At the request of a franchisee association general terms can be declared unreasonably onerous by the Court of Appeal in The Hague. As a consequence, the franchisor may no longer rely upon a general term that has been declared unreasonably onerous. Franchisors should therefore be alarmed, as this places franchisees in an advantageous position. For example, by petitioning the Court of Appeal this legal remedy can be used by the franchisees to force a breakthrough if contract negotiations reach a deadlock, which is detrimental to the franchisor.

In the explanatory memorandum to this legal remedy the Dutch legislator refers to the vulnerable position of franchisees in their relationship with the franchisor, which only increases the risk of unreasonably onerous terms in the franchise agreement. As we outlined in newsletter 23, the Dutch Franchise Act aims to protect franchisees’ interests. This legal remedy is therefore in keeping with the spirit of the law (in particular the Dutch Franchise that came into force on 1 January 2021).

Class action


Furthermore, a franchisee association can seek a remedy by bringing a class action. This legal remedy offers opportunities that go beyond the possibility of a general term being declared unreasonably onerous. As of 1 January 2020, the Wet afwikkeling massaschade in collectieve actie (Settling of Large-scale Losses or Damage (Class Action) Act) came into force. Pursuant to this Act the District Court can issue a declaratory judgement against the defendant and the District Court can, since 1 January 2020, award damages to the claimants. This offers franchisees a strong remedy to act jointly against a franchisor.
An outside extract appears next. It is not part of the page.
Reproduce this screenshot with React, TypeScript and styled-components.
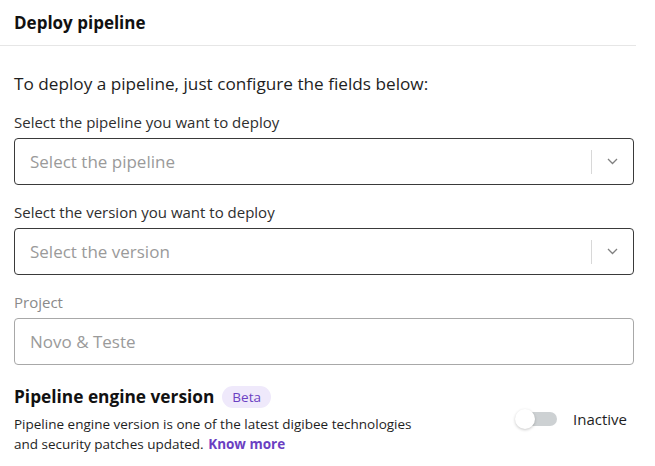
import React from 'react';
import styled, { createGlobalStyle } from 'styled-components';

const GlobalStyle = createGlobalStyle`
  body {
    margin: 0;
    background: #ffffff;
    font-family: 'Open Sans', 'Noto Sans', sans-serif;
    font-stretch: 88%;
    color: #222;
  }
`;

const Page = styled.div`
  width: 636px;
`;

const Header = styled.div`
  height: 46px;
  box-sizing: border-box;
  padding: 0 14px;
  display: flex;
  align-items: center;
  border-bottom: 1px solid #e6e6e6;
  font-size: 17px;
  font-weight: 700;
  color: #111;
`;

const Body = styled.div`
  padding: 26px 2px 0 14px;
  display: flex;
  flex-direction: column;
`;

const Intro = styled.p`
  margin: 0 0 16px;
  font-size: 17.2px;
  line-height: 24px;
  color: #1e1e1e;
`;

const Field = styled.div`
  display: flex;
  flex-direction: column;
  gap: 6px;
  margin-bottom: 17px;
`;

const Label = styled.label<{ $muted?: boolean }>`
  font-size: 15px;
  line-height: 20px;
  color: ${(p) => (p.$muted ? '#8a8a8a' : '#2e2e2e')};
`;

const Box = styled.div<{ $muted?: boolean }>`
  height: 47px;
  box-sizing: border-box;
  border: 1px solid ${(p) => (p.$muted ? '#a8a8a8' : '#3a3a3a')};
  border-radius: 4px;
  display: flex;
  align-items: center;
  padding-left: 15px;
`;

const Placeholder = styled.span`
  flex: 1;
  font-size: 17px;
  color: #9a9a9a;
`;

const Indicator = styled.div`
  height: 24px;
  display: flex;
  align-items: center;
  border-left: 1px solid #d8d8d8;
  padding: 0 15px 0 15px;
  color: #777;
`;

const Engine = styled.div`
  display: flex;
  align-items: flex-end;
  justify-content: space-between;
  margin-top: 3px;
`;

const EngineText = styled.div`
  display: flex;
  flex-direction: column;
`;

const TitleRow = styled.div`
  display: flex;
  align-items: center;
  gap: 8px;
  margin-bottom: 6px;
`;

const EngineTitle = styled.h3`
  margin: 0;
  font-size: 17.3px;
  font-weight: 700;
  color: #111;
`;

const Badge = styled.span`
  font-size: 13.5px;
  line-height: 22px;
  padding: 0 10px;
  border-radius: 11px;
  background: #efe9fb;
  color: #6b3fc2;
`;

const Description = styled.p`
  margin: 0;
  font-size: 13.5px;
  line-height: 20px;
  color: #1e1e1e;
`;

const Link = styled.a`
  font-weight: 700;
  color: #6b3fc2;
  text-decoration: none;
  margin-left: 1px;
`;

const ToggleWrap = styled.div`
  display: flex;
  align-items: center;
  gap: 16px;
  margin-right: 7px;
  margin-bottom: 25px;
`;

const Track = styled.div`
  position: relative;
  width: 37px;
  height: 14px;
  border-radius: 7px;
  background: #cdd1d3;
  margin-left: 5px;
`;

const Knob = styled.div`
  position: absolute;
  left: -5px;
  top: -3px;
  width: 20px;
  height: 20px;
  border-radius: 50%;
  background: #fff;
  box-shadow: 0 1px 3px rgba(0, 0, 0, 0.22);
`;

const ToggleLabel = styled.span`
  font-size: 15px;
  color: #1e1e1e;
`;

const Chevron = () => (
  <svg width="11" height="7" viewBox="0 0 11 7" fill="none">
    <path d="M1 1 L5.5 5.5 L10 1" stroke="#808080" strokeWidth="1.3" />
  </svg>
);

const Select: React.FC<{ placeholder: string }> = ({ placeholder }) => (
  <Box>
    <Placeholder>{placeholder}</Placeholder>
    <Indicator>
      <Chevron />
    </Indicator>
  </Box>
);

export default function App() {
  return (
    <Page>
      <GlobalStyle />
      <Header>Deploy pipeline</Header>
      <Body>
        <Intro>To deploy a pipeline, just configure the fields below:</Intro>
        <Field>
          <Label>Select the pipeline you want to deploy</Label>
          <Select placeholder="Select the pipeline" />
        </Field>
        <Field>
          <Label>Select the version you want to deploy</Label>
          <Select placeholder="Select the version" />
        </Field>
        <Field>
          <Label $muted>Project</Label>
          <Box $muted>
            <Placeholder>Novo &amp; Teste</Placeholder>
          </Box>
        </Field>
        <Engine>
          <EngineText>
            <TitleRow>
              <EngineTitle>Pipeline engine version</EngineTitle>
              <Badge>Beta</Badge>
            </TitleRow>
            <Description>
              Pipeline engine version is one of the latest digibee technologies
              <br />
              and security patches updated. <Link>Know more</Link>
            </Description>
          </EngineText>
          <ToggleWrap>
            <Track>
              <Knob />
            </Track>
            <ToggleLabel>Inactive</ToggleLabel>
          </ToggleWrap>
        </Engine>
      </Body>
    </Page>
  );
}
Specifically, a class action implies that a franchisee association (acting on behalf of multiple franchisees acting jointly) can claim compensation of damages from a franchisor. As previously outlined in newsletter 24, 240 franchisees have initiated proceedings against franchisor Albert Heijn, a Dutch supermarket chain. In short, the dispute relates to financial issues. In the proceedings the franchisee association have asked the courts to i.a. determine the bonuses and purchase advantages the franchisees are entitled to. In addition, the franchisee association have also claimed financial compensation from Albert Heijn.

Although this legal remedy offers more opportunities than the legal remedy described first, this remedy is also more challenging for the claimants. Pursuant to the Dutch Civil Code strict admissibility requirements apply to this class action, including requirements regarding governance and funding of the claims organization. These requirements, however, do not apply to the first legal remedy. A franchisee association that solely seeks to challenge an unreasonably onerous general term will therefore probably opt for the legal remedy with less stringent requirements.

According to case law of the Dutch Supreme Court a franchisee association is free to choose between the two legal remedies described.

Mandate Agreement


Under Dutch law a franchisor can avoid class actions via a mandate in the franchise agreement. Indeed, it is possible to deprive the principal(s) (being the franchisees) of certain powers in the mandate agreement. This can also be done in an agreement between a franchisee association and the franchisees. For example, the franchise agreement may grant exclusive power to a small group of franchisees to negotiate amendments of the agreement with the franchisor. This is in favor of the franchisor, because the franchisor is allowed to negotiate with only a smaller group of franchisees instead of all franchisees. Furthermore, the franchisor does not run the risk that, during the negotiations, other franchisees initiate legal proceedings (or a class action) against the franchisor.